Namespace lookup with extranctionFn question

I’ve been trying to use the namespaced lookup functionality with 0.8.1. After some configuration issues I struggled with (due to wrong example in the doc), it’s working now.

Basically, I added namespace lookup configuration with mysql table in broker, historical nodes (no real time node in my setup) and I set extractionFn in the query to specify lookup namespace. Druid replaces “id” dimension value with “name” in the db table. so far, so good.

But what I really want to do with this is to get both “id” and “name” in the query result so that I can use “id” to filter in the subsequent queries. The problem we have in our data set is that “id” is unique but “name” is not necessarily unique so we want to use “name” for display only but still use “id” for filtering.

Is there any way to get both “id” and “name” for dimension value in topN query ?

Hi Jaebin, what docs were wrong, are you able to submit a PR to fix them?

Regarding returning two “dimensions” in a topN (raw dimension and lookup dimension) that is not currently possible. It is possible to filter on the raw ID and use a lookup for the topN dimension that is returned.

So the question now becomes how do you get the desired association between the “id” and the “name” without having to know about the raw data.

Unfortunately the dataset you’ve described is a non-injective mapping you are wanting to treat as injective. So I see one of two solution groups:

  1. Make it injective
  2. If you are able to breakup the namespaced lookup into multiple injective lookups (I don’t know if this is possible with your dataset) that might solve your issues.
  3. You have the option of adding fun things like non-printing UTF-8 characters (like the zero-width-space) to the "name"s to make then unique if they only have to “look” the same.
  4. Find some sort of distinguishing characteristic for which you can guarantee injective properties. Example: If you know that IDs map to unique names within a particular metro zone, then any particular query that only covers one metro zone is injective and can use the big lookup with the raw name. For queries which cover multiple metro zones you can tell to use a different lookup definition, maybe one that pulls from a table (or view) where the metro zone is appended to the name.
  5. Change the query
  6. Do a group-by query, which will be much slower but will return any number of dimensions you want.
  7. Get the IDs back and handle the mapping in some sort of second query (either by querying the DB or issuing some kind of second query to Druid)… not really ideal

IMHO being able to return the original dimension value with the extractionFn modification would be a neat feature, but is not currently implemented.

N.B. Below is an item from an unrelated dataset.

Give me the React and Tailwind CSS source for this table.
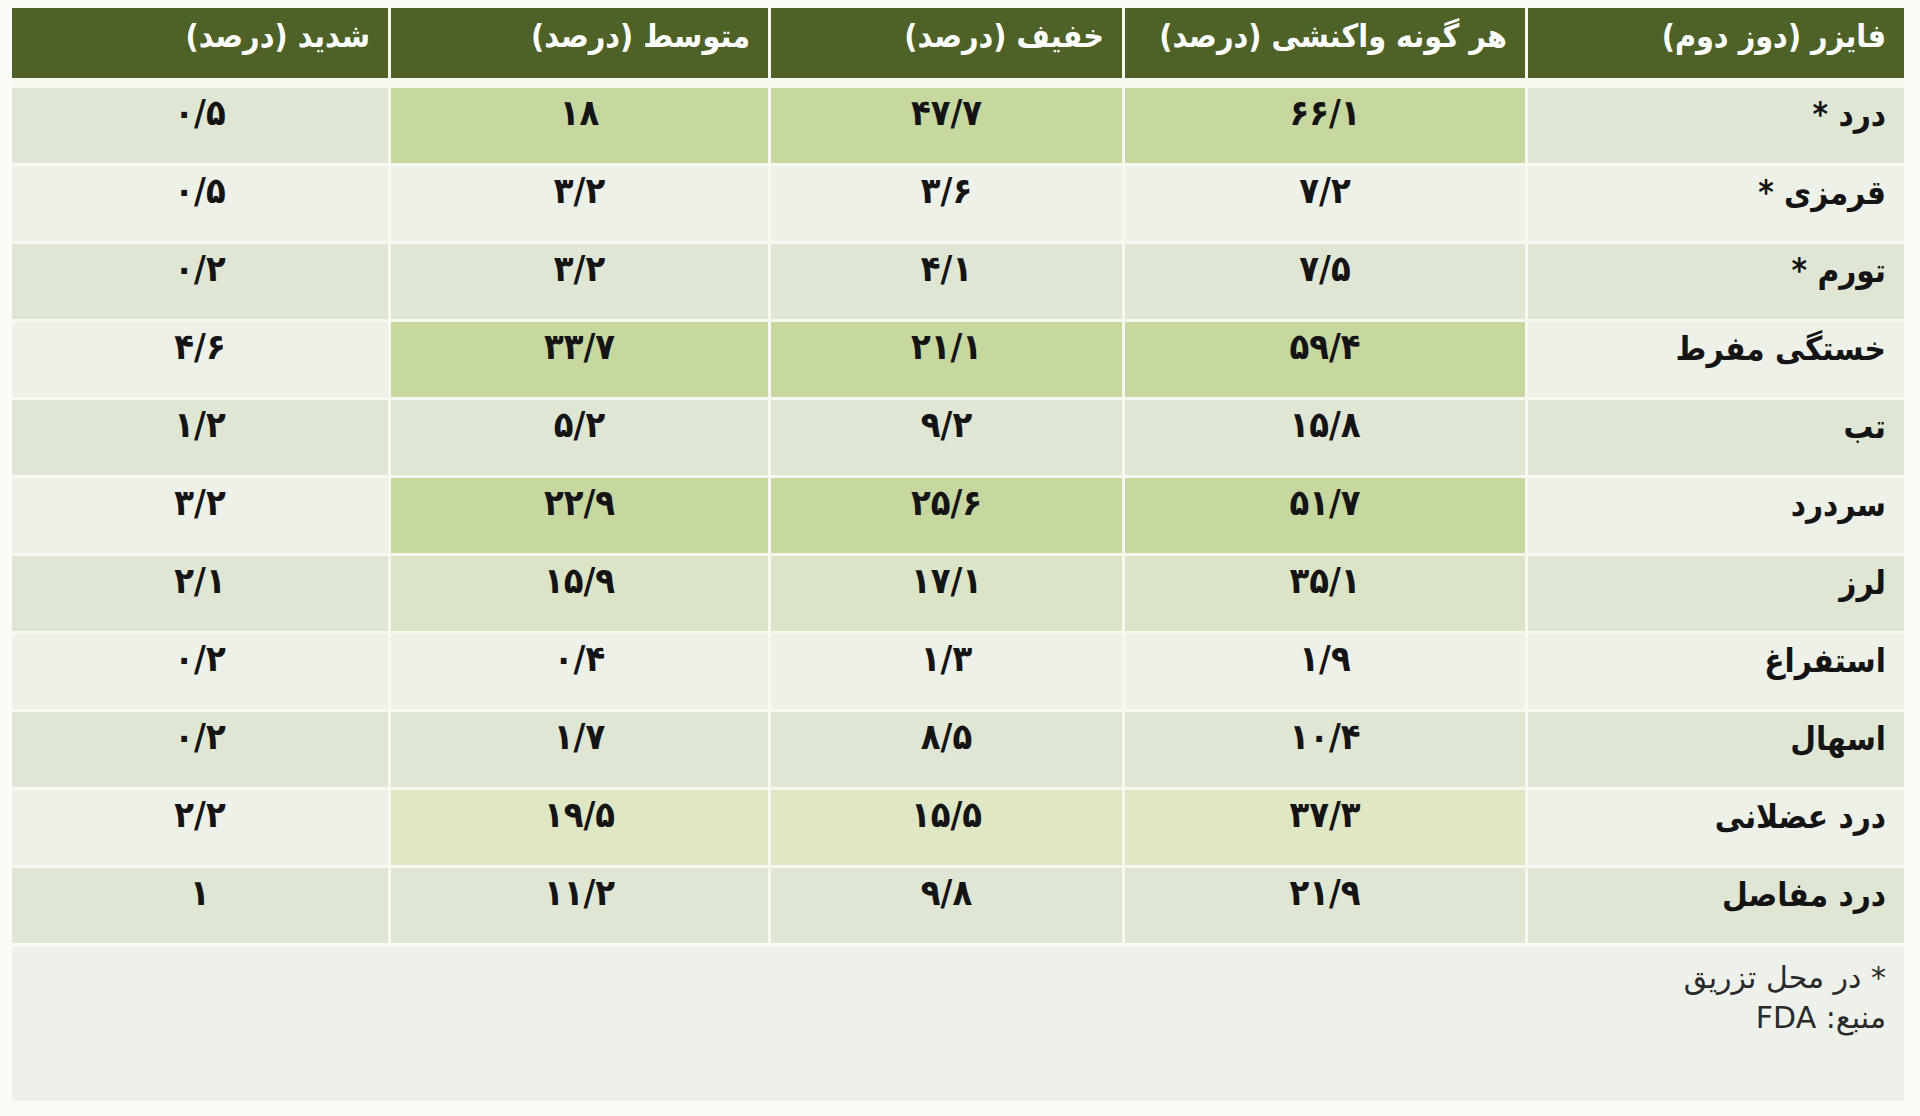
import React from "react";

const rows = [
  { label: "درد *", v: ["۶۶/۱", "۴۷/۷", "۱۸", "۰/۵"], odd: true, hl: "strong" },
  { label: "قرمزی *", v: ["۷/۲", "۳/۶", "۳/۲", "۰/۵"], odd: false },
  { label: "تورم *", v: ["۷/۵", "۴/۱", "۳/۲", "۰/۲"], odd: true },
  { label: "خستگی مفرط", v: ["۵۹/۴", "۲۱/۱", "۳۳/۷", "۴/۶"], odd: false, hl: "strong" },
  { label: "تب", v: ["۱۵/۸", "۹/۲", "۵/۲", "۱/۲"], odd: true },
  { label: "سردرد", v: ["۵۱/۷", "۲۵/۶", "۲۲/۹", "۳/۲"], odd: false, hl: "strong" },
  { label: "لرز", v: ["۳۵/۱", "۱۷/۱", "۱۵/۹", "۲/۱"], odd: true, hl: "faint" },
  { label: "استفراغ", v: ["۱/۹", "۱/۳", "۰/۴", "۰/۲"], odd: false },
  { label: "اسهال", v: ["۱۰/۴", "۸/۵", "۱/۷", "۰/۲"], odd: true },
  { label: "درد عضلانی", v: ["۳۷/۳", "۱۵/۵", "۱۹/۵", "۲/۲"], odd: false, hl: "light" },
  { label: "درد مفاصل", v: ["۲۱/۹", "۹/۸", "۱۱/۲", "۱"], odd: true },
];

const headers = [
  "فایزر (دوز دوم)",
  "هر گونه واکنشی (درصد)",
  "خفیف (درصد)",
  "متوسط (درصد)",
  "شدید (درصد)",
];

const grid =
  "grid grid-cols-[376px_400px_351px_377px_376px] gap-x-[3px]";

function baseBg(odd) {
  return odd ? "bg-[#dfe6d3]" : "bg-[#eef1e8]";
}

function midBg(row) {
  if (row.hl === "strong") return "bg-[#c6d7a0]";
  if (row.hl === "light") return "bg-[#dfe7c4]";
  if (row.hl === "faint") return "bg-[#dce4c8]";
  return baseBg(row.odd);
}

export default function App() {
  return (
    <div
      dir="rtl"
      className="w-[1920px] h-[1116px] bg-[#fafbf6] pt-[8px] px-[16px] text-[#141414]"
      style={{ fontFamily: '"DejaVu Sans Condensed", "DejaVu Sans", sans-serif' }}
    >
      <div className="flex flex-col w-[1892px]">
        {/* header */}
        <div className={`${grid} h-[70px] bg-[#f7f9f0]`}>
          {headers.map((h, i) => (
            <div
              key={i}
              className="bg-[#4e6126] text-white font-bold text-[32px] pr-[18px] pt-[6px] leading-[44px] text-right whitespace-nowrap"
            >
              {h}
            </div>
          ))}
        </div>
        <div className="h-[10px] bg-[#f7f9f0]" />
        {/* body */}
        <div className="flex flex-col gap-y-[3px] bg-[#f7f9f0]">
          {rows.map((r, ri) => (
            <div key={ri} className={`${grid} h-[75px]`}>
              <div
                className={`${baseBg(r.odd)} font-bold text-[33px] pr-[18px] pt-[4px] leading-[46px] text-right whitespace-nowrap`}
              >
                {r.label}
              </div>
              {r.v.map((v, vi) => (
                <div
                  key={vi}
                  className={`${vi === 3 ? baseBg(r.odd) : midBg(r)} font-bold text-[36px] pt-[2px] leading-[46px] text-center`}
                >
                  <span dir="ltr">{v}</span>
                </div>
              ))}
            </div>
          ))}
        </div>
        {/* footer */}
        <div className="mt-[3px] h-[155px] bg-[#eef1e9] pr-[18px] pt-[12px] text-right text-[30px] leading-[40px] text-[#2a2a2a]"
          style={{ fontFamily: '"DejaVu Sans", sans-serif' }}>
          <div>* در محل تزریق</div>
          <div>منبع: FDA</div>
        </div>
      </div>
    </div>
  );
}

Sorry I don’t have a good out-of-the-box solution, and those are just some initial thoughts.

Cheers,

Charles Allen

Thanks Charles for thoughtful answer.

Regarding the doc, I created an issue and b-slim created PR (https://github.com/druid-io/druid/pull/1854). It seems it got already merged.

Regarding the workaround you suggested, I’ve thought about the similar approach listed in “Make it injective” category (I don’t want to change the queries since it has performance implication) but it would be quirky workaround and make UI side complicated. (I was thinking to create “name” with concatenating “id” and real “name” and UI parses). Knowing that there is no way to get “id” and “name” together currently, I think it would be better to have this logic in API layer (proxy layer between UI and Druid).

Thanks for confirming this.

Jaebin